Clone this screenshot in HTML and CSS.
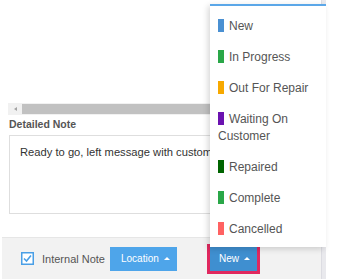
FILE: index.html
```html
<!DOCTYPE html>
<html>
<head>
    <meta charset="UTF-8">
    <title>Detailed Note</title>
    <link rel="stylesheet" href="styles.css">
</head>
<body>
  <div class="screen">
    <div class="main">
      <div class="hscroll">
        <span class="hscroll-arrow"></span>
        <span class="hscroll-thumb"></span>
      </div>
      <label class="note-label">Detailed Note</label>
      <div class="note-box">Ready to go, left message with customer</div>
      <div class="footer">
        <svg class="check" width="13" height="13" viewBox="0 0 13 13">
          <rect x="0.75" y="0.75" width="11.5" height="11.5" fill="#fff" stroke="#4a9fe6" stroke-width="1.5"/>
          <path d="M3 6.5 L5.5 9 L10 3.5" fill="none" stroke="#4a9fe6" stroke-width="1.6"/>
        </svg>
        <span class="check-label">Internal Note</span>
        <button class="btn btn-location">Location <span class="caret"></span></button>
        <button class="btn btn-status">New <span class="caret"></span></button>
      </div>
    </div>
    <div class="vscroll"></div>

    <ul class="status-menu">
      <li><span class="tag tag-new"></span>New</li>
      <li><span class="tag tag-progress"></span>In Progress</li>
      <li><span class="tag tag-repair"></span>Out For Repair</li>
      <li><span class="tag tag-waiting"></span>Waiting On Customer</li>
      <li><span class="tag tag-repaired"></span>Repaired</li>
      <li><span class="tag tag-complete"></span>Complete</li>
      <li><span class="tag tag-cancelled"></span>Cancelled</li>
    </ul>
  </div>
</body>
</html>
```

FILE: styles.css
```css
body {
    margin: 0;
    font-family: "Liberation Sans", Arial, sans-serif;
    background: #fff;
}
.screen {
    position: relative;
    display: flex;
    width: 338px;
    height: 279px;
    overflow: hidden;
}
.main {
    width: 321px;
    padding-top: 103px;
    display: flex;
    flex-direction: column;
}
.vscroll {
    width: 5px;
    background: #e9e9ed;
    border-left: 1px solid #dcdce2;
    box-sizing: border-box;
}

/* horizontal scrollbar */
.hscroll {
    margin-left: 8px;
    height: 12px;
    background: #f1f1f1;
    display: flex;
    align-items: center;
}
.hscroll-arrow {
    width: 14px;
    display: flex;
    justify-content: center;
}
.hscroll-arrow::before {
    content: "";
    border-top: 2.5px solid transparent;
    border-bottom: 2.5px solid transparent;
    border-right: 3px solid #a3a3a3;
}
.hscroll-thumb {
    flex: 1;
    height: 10px;
    background: #c1c1c1;
}

.note-label {
    margin: 3px 0 0 9px;
    font-size: 10.5px;
    font-weight: bold;
    color: #555;
    line-height: 13px;
}
.note-box {
    margin: 4px 0 0 9px;
    height: 79px;
    box-sizing: border-box;
    border: 1px solid #dedede;
    border-right: none;
    padding: 9px 10px;
    font-size: 11.2px;
    line-height: 14px;
    color: #333;
    white-space: nowrap;
    overflow: hidden;
}

/* footer bar */
.footer {
    margin: 23px 0 0 2px;
    flex: 1;
    background: #f2f2f2;
    border-top: 1px solid #e6e6e6;
    display: flex;
    align-items: center;
    padding-left: 19px;
}
.check {
    display: block;
}
.check-label {
    margin-left: 8px;
    font-size: 11px;
    color: #555;
}
.btn {
    height: 24px;
    border: none;
    color: #fff;
    font-family: "Liberation Sans", Arial, sans-serif;
    font-size: 10px;
    display: flex;
    align-items: center;
    gap: 5px;
}
.btn-location {
    margin-left: 5px;
    width: 67px;
    padding: 0 0 0 11px;
    background: #4ea5ea;
}
.btn-status {
    margin-left: 33px;
    width: 47px;
    padding: 0 0 0 9px;
    background: #3f8fd0;
    outline: 3px solid #e0285f;
}
.caret {
    border-left: 3px solid transparent;
    border-right: 3px solid transparent;
    border-bottom: 3px solid #fff;
}

/* status dropdown */
.status-menu {
    position: absolute;
    left: 210px;
    top: 4px;
    width: 116px;
    margin: 0;
    padding: 5px 0 2px;
    list-style: none;
    background: #fff;
    border-top: 2px solid #5ba7e8;
    box-shadow: -2px 2px 6px rgba(0, 0, 0, 0.16);
}
.status-menu li {
    padding: 7px 8px;
    font-size: 12px;
    line-height: 17px;
    color: #555;
}
.tag {
    display: inline-block;
    width: 6px;
    height: 13px;
    margin-right: 5px;
    vertical-align: -2px;
}
.tag-new { background: #4a90d2; }
.tag-progress { background: #2aa748; }
.tag-repair { background: #f7a900; }
.tag-waiting { background: #6b12b0; }
.tag-repaired { background: #006400; }
.tag-complete { background: #2aa748; }
.tag-cancelled { background: #ff6262; }
```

+++

### DIRECTION
With the pictures left out, transcribe the material exactly.

### EXERCISE ANSWER
Clone this screenshot in HTML and CSS.
FILE: index.html
```html
<!DOCTYPE html>
<html>
<head>
    <meta charset="UTF-8">
    <title>Detailed Note</title>
    <link rel="stylesheet" href="styles.css">
</head>
<body>
  <div class="screen">
    <div class="main">
      <div class="hscroll">
        <span class="hscroll-arrow"></span>
        <span class="hscroll-thumb"></span>
      </div>
      <label class="note-label">Detailed Note</label>
      <div class="note-box">Ready to go, left message with customer</div>
      <div class="footer">
        <svg class="check" width="13" height="13" viewBox="0 0 13 13">
          <rect x="0.75" y="0.75" width="11.5" height="11.5" fill="#fff" stroke="#4a9fe6" stroke-width="1.5"/>
          <path d="M3 6.5 L5.5 9 L10 3.5" fill="none" stroke="#4a9fe6" stroke-width="1.6"/>
        </svg>
        <span class="check-label">Internal Note</span>
        <button class="btn btn-location">Location <span class="caret"></span></button>
        <button class="btn btn-status">New <span class="caret"></span></button>
      </div>
    </div>
    <div class="vscroll"></div>

    <ul class="status-menu">
      <li><span class="tag tag-new"></span>New</li>
      <li><span class="tag tag-progress"></span>In Progress</li>
      <li><span class="tag tag-repair"></span>Out For Repair</li>
      <li><span class="tag tag-waiting"></span>Waiting On Customer</li>
      <li><span class="tag tag-repaired"></span>Repaired</li>
      <li><span class="tag tag-complete"></span>Complete</li>
      <li><span class="tag tag-cancelled"></span>Cancelled</li>
    </ul>
  </div>
</body>
</html>
```

FILE: styles.css
```css
body {
    margin: 0;
    font-family: "Liberation Sans", Arial, sans-serif;
    background: #fff;
}
.screen {
    position: relative;
    display: flex;
    width: 338px;
    height: 279px;
    overflow: hidden;
}
.main {
    width: 321px;
    padding-top: 103px;
    display: flex;
    flex-direction: column;
}
.vscroll {
    width: 5px;
    background: #e9e9ed;
    border-left: 1px solid #dcdce2;
    box-sizing: border-box;
}

/* horizontal scrollbar */
.hscroll {
    margin-left: 8px;
    height: 12px;
    background: #f1f1f1;
    display: flex;
    align-items: center;
}
.hscroll-arrow {
    width: 14px;
    display: flex;
    justify-content: center;
}
.hscroll-arrow::before {
    content: "";
    border-top: 2.5px solid transparent;
    border-bottom: 2.5px solid transparent;
    border-right: 3px solid #a3a3a3;
}
.hscroll-thumb {
    flex: 1;
    height: 10px;
    background: #c1c1c1;
}

.note-label {
    margin: 3px 0 0 9px;
    font-size: 10.5px;
    font-weight: bold;
    color: #555;
    line-height: 13px;
}
.note-box {
    margin: 4px 0 0 9px;
    height: 79px;
    box-sizing: border-box;
    border: 1px solid #dedede;
    border-right: none;
    padding: 9px 10px;
    font-size: 11.2px;
    line-height: 14px;
    color: #333;
    white-space: nowrap;
    overflow: hidden;
}

/* footer bar */
.footer {
    margin: 23px 0 0 2px;
    flex: 1;
    background: #f2f2f2;
    border-top: 1px solid #e6e6e6;
    display: flex;
    align-items: center;
    padding-left: 19px;
}
.check {
    display: block;
}
.check-label {
    margin-left: 8px;
    font-size: 11px;
    color: #555;
}
.btn {
    height: 24px;
    border: none;
    color: #fff;
    font-family: "Liberation Sans", Arial, sans-serif;
    font-size: 10px;
    display: flex;
    align-items: center;
    gap: 5px;
}
.btn-location {
    margin-left: 5px;
    width: 67px;
    padding: 0 0 0 11px;
    background: #4ea5ea;
}
.btn-status {
    margin-left: 33px;
    width: 47px;
    padding: 0 0 0 9px;
    background: #3f8fd0;
    outline: 3px solid #e0285f;
}
.caret {
    border-left: 3px solid transparent;
    border-right: 3px solid transparent;
    border-bottom: 3px solid #fff;
}

/* status dropdown */
.status-menu {
    position: absolute;
    left: 210px;
    top: 4px;
    width: 116px;
    margin: 0;
    padding: 5px 0 2px;
    list-style: none;
    background: #fff;
    border-top: 2px solid #5ba7e8;
    box-shadow: -2px 2px 6px rgba(0, 0, 0, 0.16);
}
.status-menu li {
    padding: 7px 8px;
    font-size: 12px;
    line-height: 17px;
    color: #555;
}
.tag {
    display: inline-block;
    width: 6px;
    height: 13px;
    margin-right: 5px;
    vertical-align: -2px;
}
.tag-new { background: #4a90d2; }
.tag-progress { background: #2aa748; }
.tag-repair { background: #f7a900; }
.tag-waiting { background: #6b12b0; }
.tag-repaired { background: #006400; }
.tag-complete { background: #2aa748; }
.tag-cancelled { background: #ff6262; }
```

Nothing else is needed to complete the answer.